Pay Attention to the Water to Become a Better Angler
Fly fishing is a sport that requires a lot of patience, skill, and knowledge. One of the most important things to master when fly fishing is reading the water. Understanding the flow of the river and where the fish are likely to be hiding can make all the difference in having a fish in the net and going home without feeling a tug.
Here are some tips on how to read water when fly fishing:
Look for seams and eddies: Seams are areas where different currents meet and can create pockets of calm water. These areas are often where fish will rest or feed. Eddies are circular currents that can form behind rocks or other obstructions. These areas can also be good spots to find fish.
Pay attention to depth: Different species of fish prefer different depths, so it's important to pay attention to the depth of the water when fly fishing.
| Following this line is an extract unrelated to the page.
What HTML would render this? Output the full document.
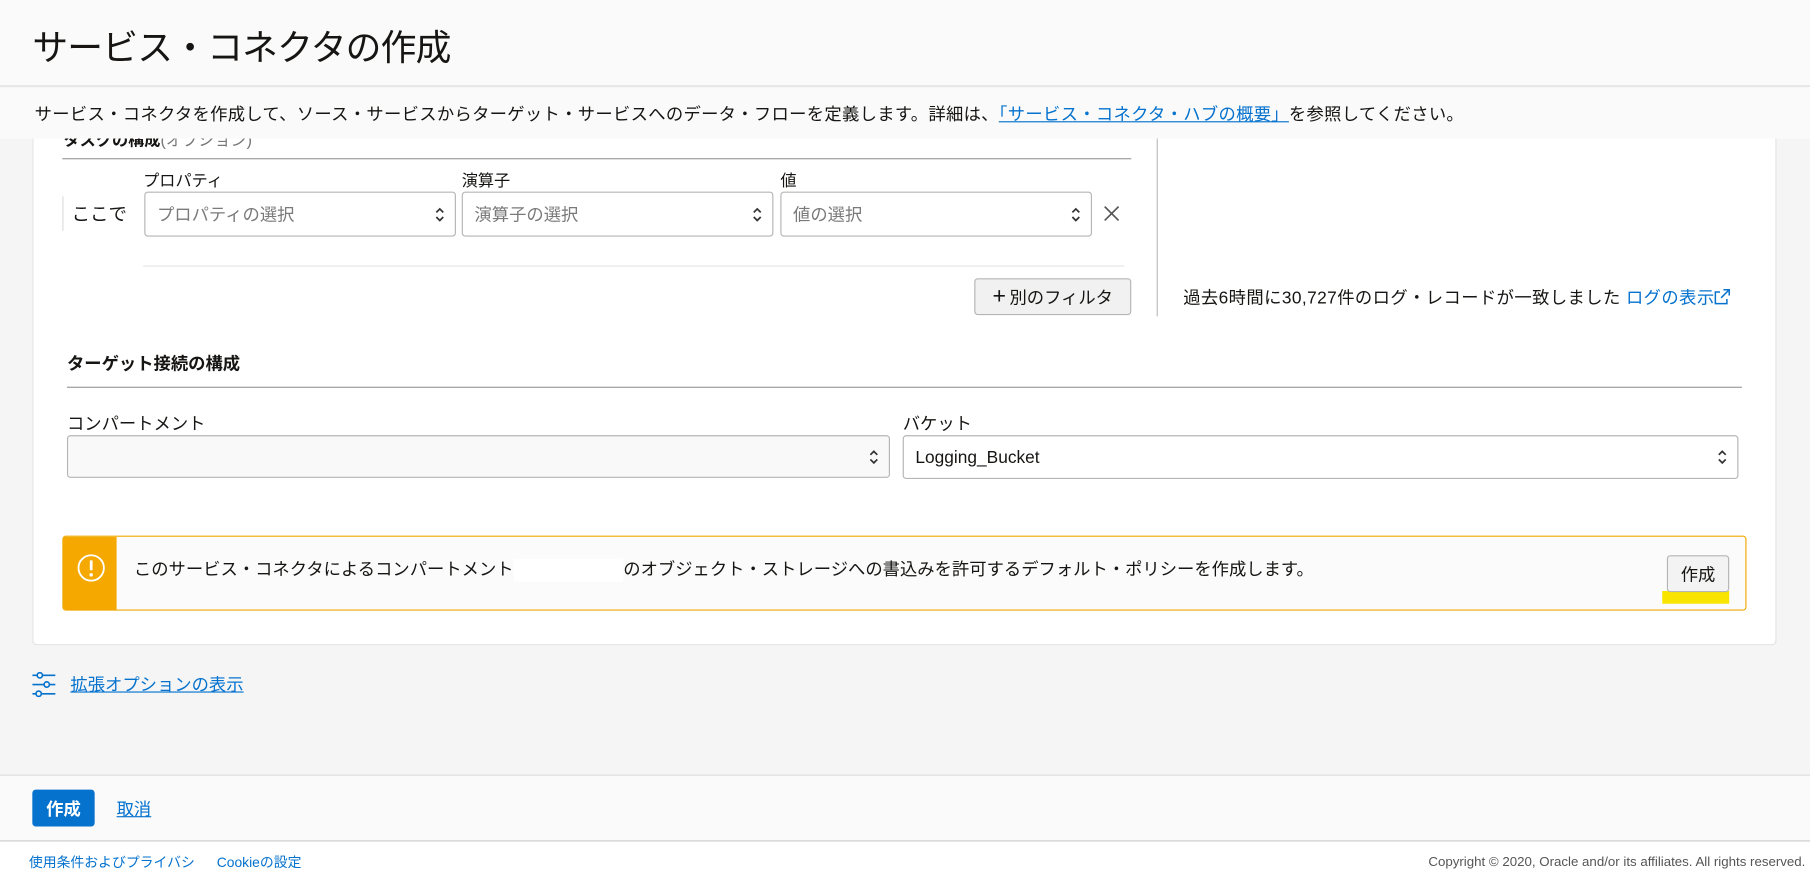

Look for drop-offs or deeper pools where fish may be hiding.
Observe the surface: Look for ripples or disturbances on the surface of the water. These can be indicators of fish feeding or moving through the area.
Look for structure: Structures like rocks, logs, and vegetation can provide cover and food for fish. Look for these types of structures in the water and consider casting your fly near them.
Watch for insect activity: Observing the types of insects that are present can give you clues about what kind of fly to use. If you see a lot of mayflies, for example, consider using a mayfly pattern fly.
Ok, if you’re just getting started with fly fishing, following this guide should save you a lot of heartache and wasted time. Fly fishing is a beautiful sport and one that will hopefully be a part of your life until you grow old.
Just remember to take it one day of fishing at a time. There are endless mistakes beginner fly anglers make, and you'll likely make many of them. Just remember that each time you're out on the water, you'll learn something new.
If you take the time to practice these things and get out on the water whenever you can, I guarantee you’ll start catching a lot more fish.